Monday, 5 May 2014

US Government Sent Nigeria $20 Million To Fight Boko Haram Since 2012

In 2012, as State Department officials take the Boko Haram Islamist group "very seriously" they delivered $20 Million U.S. dollars (or N3.176 billion) in military funding assistance to the Nigerians.

It was learned that the "very serious" focus has also involved 'back channel' discussions with Nigerian officials that have been 'stepped-up' since the car bomb attack at an Abuja bus station on April 15th 2014. In an exclusive memo sent by a State Department official who did so on the condition of anonymity, we learned several details of the talks and thinking inside the agency not widely reported.

James F. Entwistle, the U.S. Ambassador to Nigeria, has spoken out against the Boko Haram-led abductions in Nigeria's northeast state of Borno, the ambassador also condemned a taxi park bombing that killed at least 19 persons on Thursday night at Nyanya near Abuja metropolis.

The statement released to reporters by the US state department today also disclosed that the State Department's Under Secretary, Wendy Sherman, has discussed the Boko Haram matter with the Nigerian Foreign Minister in a meeting on April 16.
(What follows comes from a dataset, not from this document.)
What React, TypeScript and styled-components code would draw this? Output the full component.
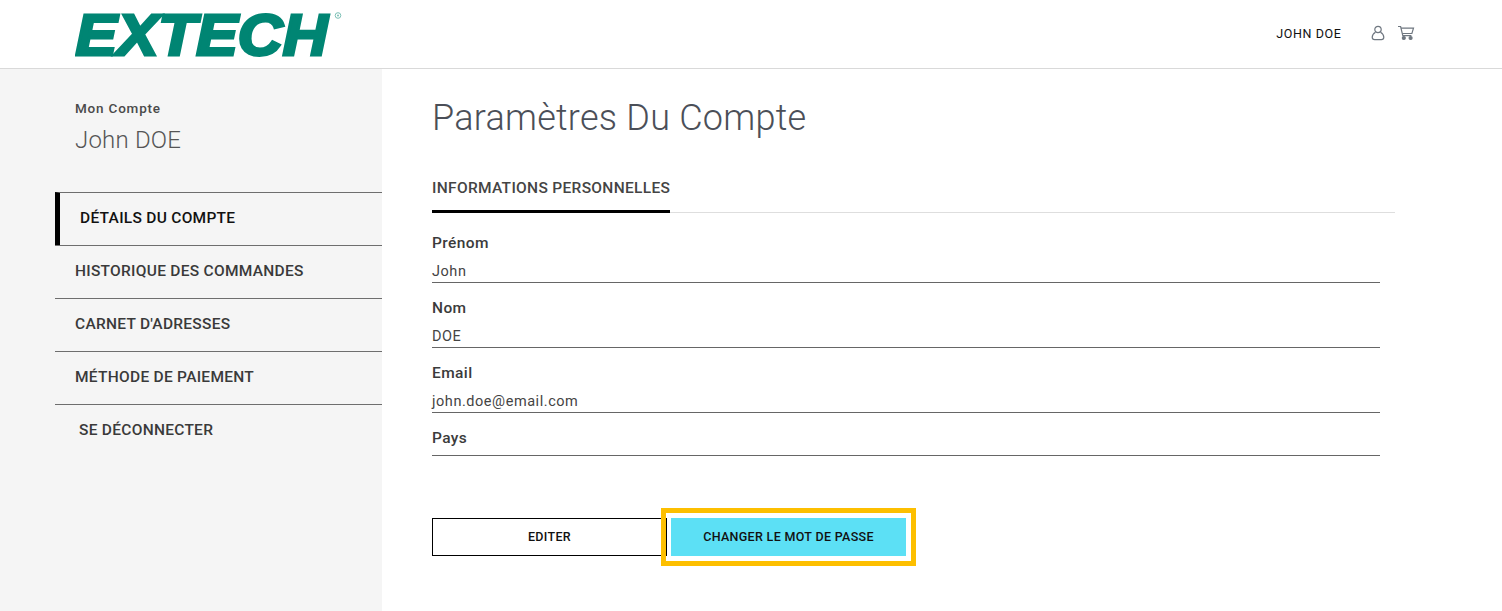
import React, { FC } from 'react'
import styled, { createGlobalStyle } from 'styled-components'

const GlobalStyle = createGlobalStyle`
  html, body {
    margin: 0;
    padding: 0;
    background: #fff;
    font-family: Roboto, 'Liberation Sans', sans-serif;
    color: #333;
  }
  * { box-sizing: border-box; }
`

const Page = styled.div`
  min-height: 100vh;
  display: flex;
  flex-direction: column;
  overflow: hidden;
`

const Header = styled.header`
  height: 69px;
  flex: none;
  display: flex;
  justify-content: space-between;
  align-items: flex-start;
  padding: 0 87px 0 75px;
  border-bottom: 1px solid #d9d9d9;
`

const LogoMark = styled.svg`
  display: block;
  width: 270px;
  height: 68px;
`

const UserArea = styled.div`
  display: flex;
  align-items: center;
  height: 66px;
`

const UserName = styled.span`
  font-size: 12.5px;
  letter-spacing: 0.6px;
  color: #111;
  margin-right: 28.5px;
`

const IconGlyph = styled.svg<{ $gap?: number }>`
  display: block;
  fill: none;
  stroke: #6f7780;
  stroke-width: 1.2;
  margin-right: ${({ $gap }) => $gap ?? 0}px;
`

const Body = styled.div`
  flex: 1;
  display: grid;
  grid-template-columns: 382px 1fr;
`

const Sidebar = styled.aside`
  background: #f5f5f5;
  padding: 31px 0 0 55px;
`

const Account = styled.div`
  padding-left: 20px;
  margin-bottom: 36px;
`

const AccountLabel = styled.div`
  font-size: 13.5px;
  line-height: 16px;
  font-weight: 500;
  letter-spacing: 0.8px;
  color: #4a4a4a;
`

const AccountName = styled.div`
  margin-top: 8px;
  font-size: 24px;
  line-height: 32px;
  font-weight: 300;
  letter-spacing: 0.2px;
  color: #555;
`

const Nav = styled.nav`
  display: flex;
  flex-direction: column;
`

const NavItem = styled.a<{ $active?: boolean; $plain?: boolean }>`
  height: 53px;
  display: flex;
  align-items: center;
  padding-bottom: 3px;
  font-size: 15.5px;
  font-weight: 500;
  letter-spacing: 0.28px;
  color: ${({ $active }) => ($active ? '#111' : '#3a3a3a')};
  border-top: 1px solid #6e6e6e;
  padding-left: ${({ $plain }) => ($plain ? '24px' : '20px')};
  ${({ $active }) =>
    $active &&
    `
    border-left: 5px solid #000;
    border-bottom: 1px solid #6e6e6e;
    height: 54px;
    margin-bottom: -1px;
  `}
`

const Main = styled.main`
  padding: 27px 107px 0 50px;
`

const Title = styled.h1`
  margin: 0;
  font-size: 36px;
  line-height: 44px;
  font-weight: 300;
  letter-spacing: 0.25px;
  color: #4b4f58;
`

const Tabs = styled.div`
  margin-top: 26px;
  height: 47px;
  border-bottom: 1px solid #dedede;
`

const Tab = styled.div`
  display: inline-flex;
  align-items: center;
  height: 47px;
  border-bottom: 3px solid #000;
  padding-bottom: 1px;
  font-size: 15.5px;
  font-weight: 500;
  letter-spacing: 0.32px;
  color: #444;
`

const Form = styled.div`
  margin-top: 17px;
  padding-right: 15px;
  display: flex;
  flex-direction: column;
  gap: 12px;
`

const Field = styled.div<{ $empty?: boolean }>`
  height: ${({ $empty }) => ($empty ? '31px' : '53px')};
  display: flex;
  flex-direction: column;
  justify-content: space-between;
  ${({ $empty }) => $empty && 'border-bottom: 1px solid #666;'}
`

const FieldLabel = styled.label`
  padding-top: 1px;
  font-size: 15.5px;
  line-height: 24px;
  font-weight: 500;
  letter-spacing: 0.4px;
  color: #3b3b3b;
`

const FieldValue = styled.div`
  height: 25px;
  padding-top: 2px;
  line-height: 23px;
  font-size: 14.5px;
  letter-spacing: 0.55px;
  color: #444;
  border-bottom: 1px solid #666;
`

const Actions = styled.div`
  margin-top: 62px;
  display: flex;
  gap: 4px;
`

const ActionButton = styled.button<{ $primary?: boolean }>`
  width: 235px;
  height: 38px;
  padding: 0 0 2px;
  border: ${({ $primary }) => ($primary ? '0' : '1px solid #000')};
  border-radius: 0;
  background: ${({ $primary }) => ($primary ? '#5ce0f5' : '#fff')};
  font-family: inherit;
  font-size: 12.5px;
  font-weight: 500;
  letter-spacing: 0.32px;
  color: #111;
  ${({ $primary }) => $primary && 'outline: 5px solid #fdbf00; outline-offset: 5px;'}
`

const ExtechLogo: FC = () => (
  <LogoMark viewBox='0 0 270 68'>
    <text
      x='0.5'
      y='54.5'
      textLength='252'
      lengthAdjust='spacingAndGlyphs'
      fontFamily='Liberation Sans'
      fontWeight='700'
      fontStyle='italic'
      fontSize='58'
      fill='#008573'
      stroke='#008573'
      strokeWidth='3'
    >
      EXTECH
    </text>
    <circle cx='263' cy='15.5' r='2.8' fill='none' stroke='#7cc0b5' strokeWidth='1' />
    <circle cx='263' cy='15.5' r='1' fill='#7cc0b5' />
  </LogoMark>
)

const App: FC = () => (
  <Page>
    <GlobalStyle />
    <Header>
      <ExtechLogo />
      <UserArea>
        <UserName>JOHN DOE</UserName>
        <IconGlyph $gap={11} width='16' height='16' viewBox='0 0 16 16'>
          <circle cx='8' cy='4.5' r='3.2' />
          <path d='M5.5 7.2C3.4 8.4 2.2 10 2.2 12.2c0 1.6 1 2.4 2.4 2.4h6.8c1.4 0 2.4-.8 2.4-2.4 0-2.2-1.2-3.8-3.3-5' />
        </IconGlyph>
        <IconGlyph width='18' height='16' viewBox='0 0 18 16'>
          <path d='M1 1.5h2.6l2.2 9.2h8.6' />
          <path d='M4 3.2h12.5l-1.6 5.3H5.3' />
          <circle cx='6.8' cy='13' r='1.5' fill='#6f7780' />
          <circle cx='13.6' cy='13' r='1.5' fill='#6f7780' />
        </IconGlyph>
      </UserArea>
    </Header>
    <Body>
      <Sidebar>
        <Account>
          <AccountLabel>Mon Compte</AccountLabel>
          <AccountName>John DOE</AccountName>
        </Account>
        <Nav>
          <NavItem $active>DÉTAILS DU COMPTE</NavItem>
          <NavItem>HISTORIQUE DES COMMANDES</NavItem>
          <NavItem>CARNET D'ADRESSES</NavItem>
          <NavItem>MÉTHODE DE PAIEMENT</NavItem>
          <NavItem $plain>SE DÉCONNECTER</NavItem>
        </Nav>
      </Sidebar>
      <Main>
        <Title>Paramètres Du Compte</Title>
        <Tabs>
          <Tab>INFORMATIONS PERSONNELLES</Tab>
        </Tabs>
        <Form>
          <Field>
            <FieldLabel>Prénom</FieldLabel>
            <FieldValue>John</FieldValue>
          </Field>
          <Field>
            <FieldLabel>Nom</FieldLabel>
            <FieldValue>DOE</FieldValue>
          </Field>
          <Field>
            <FieldLabel>Email</FieldLabel>
            <FieldValue>john.doe@email.com</FieldValue>
          </Field>
          <Field $empty>
            <FieldLabel>Pays</FieldLabel>
          </Field>
        </Form>
        <Actions>
          <ActionButton>EDITER</ActionButton>
          <ActionButton $primary>CHANGER LE MOT DE PASSE</ActionButton>
        </Actions>
      </Main>
    </Body>
  </Page>
)

export default App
State Department officials said that they "remain engaged" in discussions with the Government of Nigeria on what they might do to "help support their efforts" to find, and free, the high school girls abducted from a government boarding school 18 days ago in Chibok, Borno state. But beyond that, they told us, they were not going to get into the "details of our diplomacy" with the Nigerian Government.

In addition to the N3.176 billion already issued to Nigeria in 2012, department officials did offer several 'bullet points' in US government support for the fight against the Boko Haram menace. That assistance included: professionalizing Nigeria's military, investigating bomb sites, and enhancing forensics capacity.
State Department officials said that they have "urged the Nigerian government to take a comprehensive approach to addressing Boko Haram's violence - to professionalize its security forces, empower and develop local communities, and work with its neighbors to strengthen border security. The memo also categorically stated that the US government was assisting Nigeria. "We are helping them do this."

One example, the U.S. Embassy has supported workshops to build trust between youth, youth leaders, and law enforcement, an initiative seen as a "critical measure that can assist in helping to prevent incidents like these (in the future.")

Going beyond the quotes by Marie Harf, the State Department spokeswoman who spoke with Washington reporters on Thursday, is a broader look inside the department at both the politics on the ground inside Nigeria, and the layout of how the Islamic group operates in the northeast. "We have worked to develop a regional counter-terrorism capacity," said a State Department official, "through our Trans-Saharan Counterterrorism Partnership (TSCTP), which also includes Chad, Niger, and Cameroon."

But just what the TSCTP effort involves in overall regional strategy in the Boko Haram fight, the State Department will not say. It was learned that publicly, at least, leaders of the above named countries have been slow to announce an agreed upon plan in the fight with a group that plays a role in all four of their country's rural landscape. That lack of a concerted effort by the four nations, and especially the leadership out of Abuja, has angered and frustrated Nigeria's northern governors.

When Under Secretary Sarah Sewall visits Nigeria later this month, we were told, she will meet with high-level Nigerian officials to discuss ways to more effectively partner together to address these serious problems.

The second deadly car bombing on Thursday night in the capital is certain to prod those discussions with the Under Secretary. That attack, which killed 19 people and wounded 30, was later claimed to have been carried out by the extremist group Boko Haram.